Asked specifically by analysts on the earnings call as to whether it sees a competitive threat from those TV makers that already offer similar FAST channels without the need for a subscription service at all, Fubo executives pushed back a bit.
Gandler said that the FAST business is really complementary for Fubo, with about 7% of its viewership within the paid service coming from FAST. He noted “millions of people” enter the platform organically each year, with the free tier providing incremental opportunity to engage consumers and highlight the platform’s capabilities, features, premium programming and availability on a variety of connected devices. And that ability to access Fubo’s interface regardless of the device is part of the appeal.
The interesting thing about Fubo compared to TV OEMs, according to the chief executive, is that most people have two or more televisions in their homes, typically with TVs from different manufacturers in different rooms.
“So having that seamless way…that you can use Fubo across different devices, I think is extremely appealing,” Gandler noted. “And so at this moment in time I look at them more as potential business development partners versus direct competitors.”
That said, Fubo itself is an app that users need to go in and out of, so how its so-called “Super Aggregation” vision ultimately plays out remains to be seen.
But its sports-focused lineup is another area where it aims to differentiate, including carrying more local sports with the additions of YES Network and MASN at the beginning of the baseball season.
Venu Sports hearing starts
Fubo is looking to stand out in the market as it continues to face competition – not only from fellow virtual MVPDs like YouTube TV and Hulu + Live TV but also a forthcoming sports streaming service from Venu Sports.
The joint venture between Disney, Warner Bros. Discovery and Fox plans to launch the service this fall for $42.99 per month, combining the entities’ sports assets into one app. Fubo filed an antitrust lawsuit against the JV entities claiming harms to its business, consumers and competition. A hearing on Fubo’s request for a preliminary injunction to prevent the JV’s launch begins today, August 6, in the U.S. District Court for the Southern District of New York.
Fubo executives didn’t take questions about the lawsuit on the call but in opening remarks Gandler said “we continue to strongly believe in the merits of our case and look forward to going before the judge this week.”
Audience is the ‘sweet spot’ for brands
While Fubo faces competitive challenges, it posted positive quarterly results including total global revenue of $391 million, up 25% year over year, and a narrowed net loss of $25.8 million.

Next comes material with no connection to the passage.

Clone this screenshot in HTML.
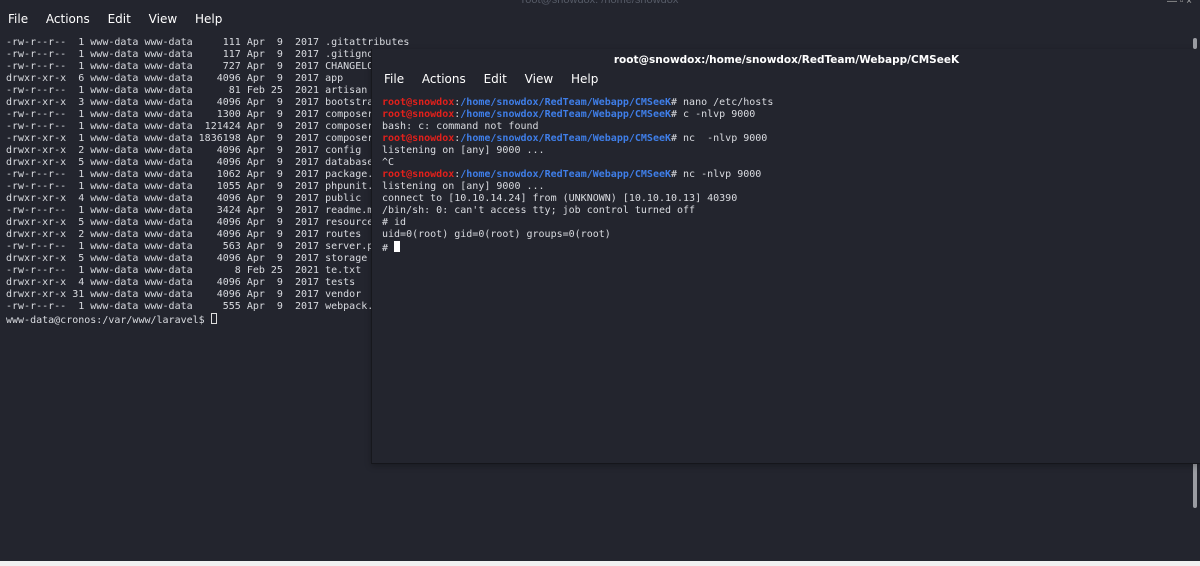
<!DOCTYPE html>
<html><head><style>
body{margin:0;width:1200px;height:566px;background:#23252e;position:relative;overflow:hidden;font-family:"Liberation Sans",sans-serif}
.menu{position:absolute;color:#fff;font-size:12px;font-family:"DejaVu Sans","Liberation Sans",sans-serif}
.menu span{margin-right:14px}
pre{position:absolute;margin:0;font-family:"DejaVu Sans Mono",monospace;font-size:10px;line-height:12px;color:#d9dbe0}
.r{color:#e3201b;font-weight:bold}.b{color:#3f7ee8;font-weight:bold}
.cur{display:inline-block;width:5px;height:10px;vertical-align:-1px}
</style></head><body>
<div style="position:absolute;top:-6px;left:0;width:1200px;text-align:center;color:#555a66;font-size:11px">root@snowdox: /home/snowdox</div>
<div style="position:absolute;right:8px;top:-4px;color:#aaa;font-size:10px">— ▫ ×</div>
<div class="menu" style="left:8px;top:12px"><span>File</span> <span>Actions</span> <span>Edit</span> <span>View</span> <span>Help</span></div>
<pre style="left:6px;top:37px">-rw-r--r--  1 www-data www-data     111 Apr  9  2017 .gitattributes
-rw-r--r--  1 www-data www-data     117 Apr  9  2017 .gitignore
-rw-r--r--  1 www-data www-data     727 Apr  9  2017 CHANGELOG.md
drwxr-xr-x  6 www-data www-data    4096 Apr  9  2017 app
-rw-r--r--  1 www-data www-data      81 Feb 25  2021 artisan
drwxr-xr-x  3 www-data www-data    4096 Apr  9  2017 bootstrap
-rw-r--r--  1 www-data www-data    1300 Apr  9  2017 composer.json
-rw-r--r--  1 www-data www-data  121424 Apr  9  2017 composer.lock
-rwxr-xr-x  1 www-data www-data 1836198 Apr  9  2017 composer.phar
drwxr-xr-x  2 www-data www-data    4096 Apr  9  2017 config
drwxr-xr-x  5 www-data www-data    4096 Apr  9  2017 database
-rw-r--r--  1 www-data www-data    1062 Apr  9  2017 package.json
-rw-r--r--  1 www-data www-data    1055 Apr  9  2017 phpunit.xml
drwxr-xr-x  4 www-data www-data    4096 Apr  9  2017 public
-rw-r--r--  1 www-data www-data    3424 Apr  9  2017 readme.md
drwxr-xr-x  5 www-data www-data    4096 Apr  9  2017 resources
drwxr-xr-x  2 www-data www-data    4096 Apr  9  2017 routes
-rw-r--r--  1 www-data www-data     563 Apr  9  2017 server.php
drwxr-xr-x  5 www-data www-data    4096 Apr  9  2017 storage
-rw-r--r--  1 www-data www-data       8 Feb 25  2021 te.txt
drwxr-xr-x  4 www-data www-data    4096 Apr  9  2017 tests
drwxr-xr-x 31 www-data www-data    4096 Apr  9  2017 vendor
-rw-r--r--  1 www-data www-data     555 Apr  9  2017 webpack.mix.js
www-data@cronos:/var/www/laravel$ <span class="cur" style="border:1px solid #ddd;width:4px;height:9px"></span></pre>
<div style="position:absolute;left:1193px;top:458px;width:4px;height:50px;background:#9a9ca2;border-radius:2px"></div>
<div style="position:absolute;left:0;top:561px;width:1200px;height:5px;background:#f0f0f0"></div>
<div style="position:absolute;left:371px;top:49px;width:829px;height:414px;background:#23252e;border-left:1px solid #17181d;border-bottom:1px solid #15161b;box-shadow:0 2px 6px rgba(0,0,0,.25)">
<div style="position:absolute;left:0;top:0;width:100%;height:21px;text-align:center;color:#fff;font-size:10.5px;font-weight:bold;line-height:22px;font-family:'DejaVu Sans',sans-serif">root@snowdox:/home/snowdox/RedTeam/Webapp/CMSeeK</div>
<div class="menu" style="left:12px;top:23px"><span>File</span> <span>Actions</span> <span>Edit</span> <span>View</span> <span>Help</span></div>
</div>
<div style="position:absolute;left:1193px;top:38px;width:4px;height:11px;background:#9a9ca2;border-radius:2px"></div>
<pre style="left:382px;top:97px"><span class="r">root@snowdox</span>:<span class="b">/home/snowdox/RedTeam/Webapp/CMSeeK</span># nano /etc/hosts
<span class="r">root@snowdox</span>:<span class="b">/home/snowdox/RedTeam/Webapp/CMSeeK</span># c -nlvp 9000
bash: c: command not found
<span class="r">root@snowdox</span>:<span class="b">/home/snowdox/RedTeam/Webapp/CMSeeK</span># nc  -nlvp 9000
listening on [any] 9000 ...
^C
<span class="r">root@snowdox</span>:<span class="b">/home/snowdox/RedTeam/Webapp/CMSeeK</span># nc -nlvp 9000
listening on [any] 9000 ...
connect to [10.10.14.24] from (UNKNOWN) [10.10.10.13] 40390
/bin/sh: 0: can't access tty; job control turned off
# id
uid=0(root) gid=0(root) groups=0(root)
# <span class="cur" style="background:#fff;height:11px;width:6px"></span></pre>
</body></html>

Quarterly Adjusted EBITDA of negative $11 million also improved compared to the year prior. North American monthly ARPU increased yoy to $85.69. Fubo generated advertising revenue of $26.3 million in Q2, up 14% yoy, which the company attributed to its work on boosting its visibility within ad agency holding companies via improved go-to-market strategies.
This year it also introduced new CTV ad units like interactive, pause and enhanced banner ads.
And Fubo believes its engaged, affluent and sports-focused audience is the “sweet spot” for brands and TV advertisers. In the shareholder letter, Fubo said its viewers are similar but younger than most traditional pay TV viewers yet skew older and have more buying power than typical SVOD viewers.
“With Fubo, brands have the ability to engage with our viewers as they move through personal milestones, capitalizing on major life events,” the company said.
The letter also cited iSpot metrics showing the vMVPD provides incremental reach so that brands can get messages in front of consumers that they can’t access on traditional linear pay TV. Per iSpot, 62% of ad impressions served on Fubo reach incremental households that aren’t found on linear.